**INSTRUCTION:**
Repeat the material verbatim. Images are excluded from the copy.

**DATA LINES:**

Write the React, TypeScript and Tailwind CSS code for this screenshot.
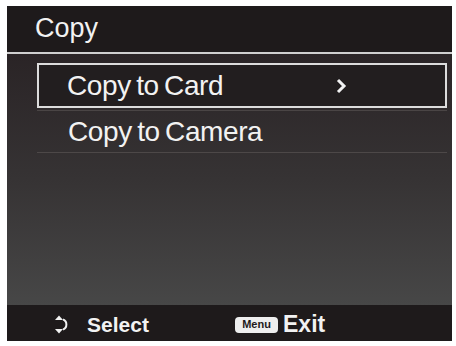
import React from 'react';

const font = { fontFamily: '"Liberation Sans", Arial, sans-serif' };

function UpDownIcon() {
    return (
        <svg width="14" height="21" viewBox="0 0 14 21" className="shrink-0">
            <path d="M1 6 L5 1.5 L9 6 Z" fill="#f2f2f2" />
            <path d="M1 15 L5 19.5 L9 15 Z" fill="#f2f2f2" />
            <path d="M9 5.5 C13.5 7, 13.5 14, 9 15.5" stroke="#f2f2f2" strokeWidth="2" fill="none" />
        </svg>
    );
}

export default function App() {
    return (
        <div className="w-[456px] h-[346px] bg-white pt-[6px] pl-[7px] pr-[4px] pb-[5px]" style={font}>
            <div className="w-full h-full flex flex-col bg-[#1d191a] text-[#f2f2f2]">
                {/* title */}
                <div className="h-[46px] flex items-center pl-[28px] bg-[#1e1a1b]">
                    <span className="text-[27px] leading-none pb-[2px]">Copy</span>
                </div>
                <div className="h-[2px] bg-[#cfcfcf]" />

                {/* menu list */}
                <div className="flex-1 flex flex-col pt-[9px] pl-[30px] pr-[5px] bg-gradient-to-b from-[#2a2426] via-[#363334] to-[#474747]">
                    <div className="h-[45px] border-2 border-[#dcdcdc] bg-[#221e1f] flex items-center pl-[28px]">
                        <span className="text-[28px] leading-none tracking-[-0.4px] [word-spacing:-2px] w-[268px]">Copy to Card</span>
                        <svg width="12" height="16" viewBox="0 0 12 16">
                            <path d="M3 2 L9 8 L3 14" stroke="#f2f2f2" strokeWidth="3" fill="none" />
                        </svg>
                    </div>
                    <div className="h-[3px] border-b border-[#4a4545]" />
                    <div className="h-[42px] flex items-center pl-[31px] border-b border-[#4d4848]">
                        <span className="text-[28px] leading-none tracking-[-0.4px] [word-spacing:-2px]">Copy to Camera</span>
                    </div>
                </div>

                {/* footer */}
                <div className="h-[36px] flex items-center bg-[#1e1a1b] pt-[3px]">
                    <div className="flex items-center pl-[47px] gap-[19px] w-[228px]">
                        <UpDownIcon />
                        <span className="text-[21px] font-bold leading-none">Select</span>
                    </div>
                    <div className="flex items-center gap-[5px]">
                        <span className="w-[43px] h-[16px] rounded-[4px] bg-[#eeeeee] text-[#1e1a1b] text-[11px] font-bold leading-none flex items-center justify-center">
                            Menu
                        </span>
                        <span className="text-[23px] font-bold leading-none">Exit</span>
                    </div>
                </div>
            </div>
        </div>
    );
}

**TASK RESPONSE:**
Write the React, TypeScript and Tailwind CSS code for this screenshot.
import React from 'react';

const font = { fontFamily: '"Liberation Sans", Arial, sans-serif' };

function UpDownIcon() {
    return (
        <svg width="14" height="21" viewBox="0 0 14 21" className="shrink-0">
            <path d="M1 6 L5 1.5 L9 6 Z" fill="#f2f2f2" />
            <path d="M1 15 L5 19.5 L9 15 Z" fill="#f2f2f2" />
            <path d="M9 5.5 C13.5 7, 13.5 14, 9 15.5" stroke="#f2f2f2" strokeWidth="2" fill="none" />
        </svg>
    );
}

export default function App() {
    return (
        <div className="w-[456px] h-[346px] bg-white pt-[6px] pl-[7px] pr-[4px] pb-[5px]" style={font}>
            <div className="w-full h-full flex flex-col bg-[#1d191a] text-[#f2f2f2]">
                {/* title */}
                <div className="h-[46px] flex items-center pl-[28px] bg-[#1e1a1b]">
                    <span className="text-[27px] leading-none pb-[2px]">Copy</span>
                </div>
                <div className="h-[2px] bg-[#cfcfcf]" />

                {/* menu list */}
                <div className="flex-1 flex flex-col pt-[9px] pl-[30px] pr-[5px] bg-gradient-to-b from-[#2a2426] via-[#363334] to-[#474747]">
                    <div className="h-[45px] border-2 border-[#dcdcdc] bg-[#221e1f] flex items-center pl-[28px]">
                        <span className="text-[28px] leading-none tracking-[-0.4px] [word-spacing:-2px] w-[268px]">Copy to Card</span>
                        <svg width="12" height="16" viewBox="0 0 12 16">
                            <path d="M3 2 L9 8 L3 14" stroke="#f2f2f2" strokeWidth="3" fill="none" />
                        </svg>
                    </div>
                    <div className="h-[3px] border-b border-[#4a4545]" />
                    <div className="h-[42px] flex items-center pl-[31px] border-b border-[#4d4848]">
                        <span className="text-[28px] leading-none tracking-[-0.4px] [word-spacing:-2px]">Copy to Camera</span>
                    </div>
                </div>

                {/* footer */}
                <div className="h-[36px] flex items-center bg-[#1e1a1b] pt-[3px]">
                    <div className="flex items-center pl-[47px] gap-[19px] w-[228px]">
                        <UpDownIcon />
                        <span className="text-[21px] font-bold leading-none">Select</span>
                    </div>
                    <div className="flex items-center gap-[5px]">
                        <span className="w-[43px] h-[16px] rounded-[4px] bg-[#eeeeee] text-[#1e1a1b] text-[11px] font-bold leading-none flex items-center justify-center">
                            Menu
                        </span>
                        <span className="text-[23px] font-bold leading-none">Exit</span>
                    </div>
                </div>
            </div>
        </div>
    );
}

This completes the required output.